While Drying Lotion and Facial Spray With Aloe, Herbs And Rosewater are certainly bestsellers at Mario Badescu, Cabasso suggests the products Vitamin C Serum, Vitamin C Cream and Enzyme Cleansing Gel are important business drivers as well. In total, the brand has around 150 stockkeeping units, but its retailers tend to carry 30 to 40. Mario Badescu has dabbled in candles with an Aloe, Herbs And Rosewater Candle in a Mist & Glow set featuring Facial Spray With Aloe, Herbs And Rosewater, and Cabasso thinks it can make a greater push into candles and the home category broadly.
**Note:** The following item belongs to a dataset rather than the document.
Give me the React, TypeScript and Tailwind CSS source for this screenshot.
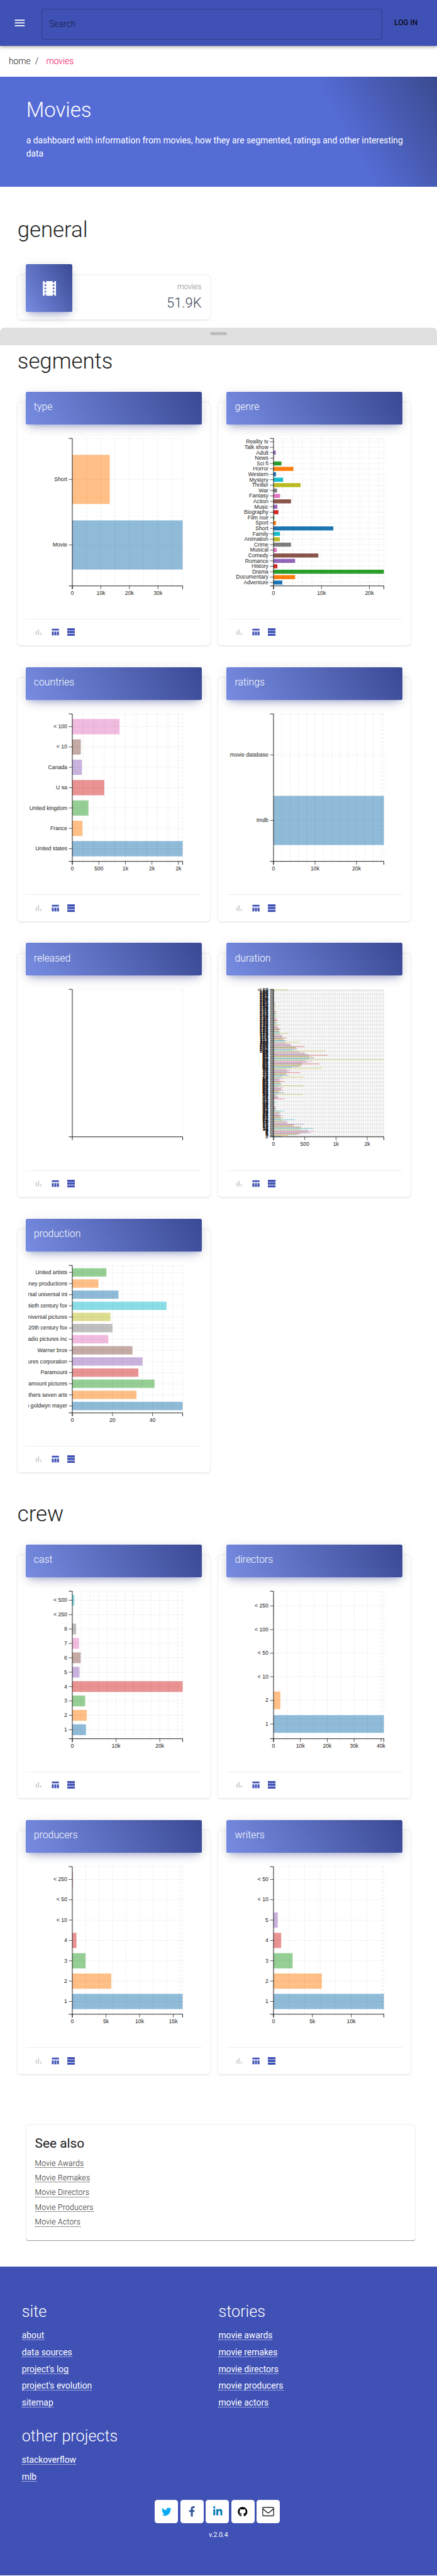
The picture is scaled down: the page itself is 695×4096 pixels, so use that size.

Mario Badescu has a 36-treatment room location in New York City, where it performs 150 facials a day. It’s considering expanding the concept to other places in the country and internationally. © ANNE RUTHMANN PHOTOGRAPHY

In the future, he’s considering additional Mario Badescu spa locations in the U.S. and abroad. Drugstore distribution could be on the table if drugstores up their beauty game. “I enjoy walking through Walgreens. Are we in Walgreens? No,” says Cabasso. “If they had a nice space—and I can’t see them not picking up on that—I think it would be great for everybody. I don’t think they’ve got it yet.”

Since it became a Cabasso family enterprise, Mario Badescu hasn’t had any outside funding. “We did have bigger companies—I don’t want to say names—approach us to buy us, but we are not ready yet,” says Cabasso. “We haven’t reached where we want to be before we can even entertain a sale of the company.”